En somme, le Club de Paris est une grave anomalie institutionnelle, où se rencontrent en catimini des créanciers discrets, unis et tout-puissants [8]… Pour toutes ces raisons, il doit purement et simplement disparaître.


[1Voir David Lawson, Le Club de Paris. Sortir de l’engrenage de la dette, L’Harmattan, 2004.

[2En principe, car de plus en plus souvent, ces crédits APD sont destinés à soutenir des politiques d’ajustement structurel qui empêchent tout véritable développement. Au contraire, globalement, ils entretiennent la misère, quand ils ne la créent pas.

[4Il n’y est resté que quelques mois pour prendre fin 2005 la direction de l’Inspection générale des finances, avant d’intégrer le gouvernement français, après l’élection de Nicolas Sarkozy à la présidence, en tant que secrétaire d’État chargé des Affaires européennes.

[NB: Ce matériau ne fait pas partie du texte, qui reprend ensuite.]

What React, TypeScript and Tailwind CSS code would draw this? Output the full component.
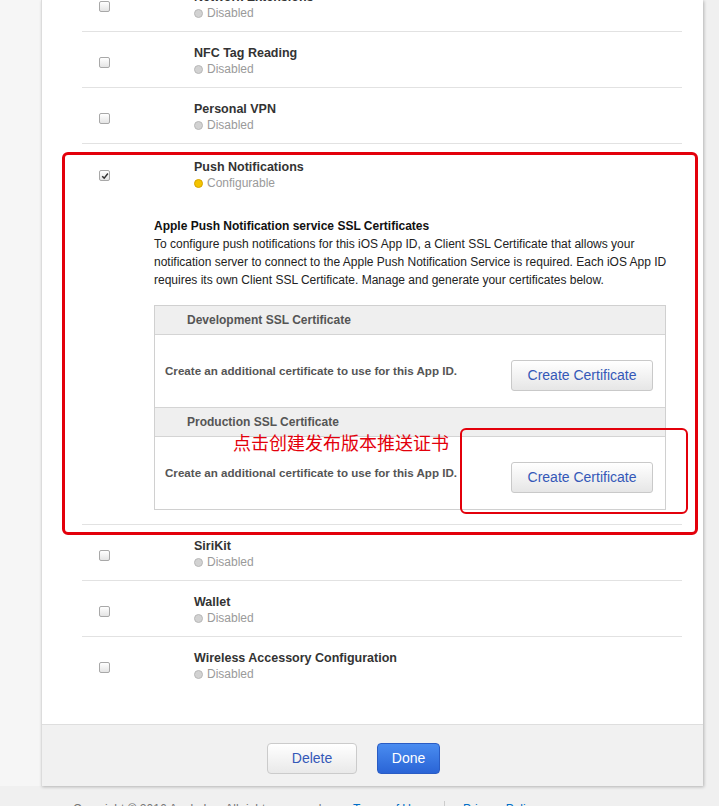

[5C’est pourquoi Thomas Sankara avait souhaité, lors de son discours à Addis Abeba, le 29 juillet 1987, la mise au point d’un Front uni d’Addis-Abeba contre la dette

[6Par exemple, en août 1997, un rapport du FMI et de la Banque mondiale sur le Burkina Faso prend comme base d’analyse, pour la période 2000-2019, une croissance du montant total des exportations de 8% par an. En juin 2000, après la mauvaise récolte de coton de 1999, les prévisions du FMI changent : la croissance des exportations est révisée à 7,6% par an de 2000 à 2007, puis 5% de 2008 à 2018. Après la chute de 35% du cours du coton en 2001, le rapport du FMI publié en 2003 permet d’affirmer que le montant des exportations a en fait baissé de 14% entre 1998 et 2002. Voir Damien Millet, L’Afrique sans dette, CADTM/Syllepse, p. 175.

[7Le terme technique correspondant est « anatocisme ».

[8Ce texte est basé sur l’article « Des créanciers discrets, unis et tout-puissants » signé par les auteurs et paru dans Le Monde diplomatique de juin 2006.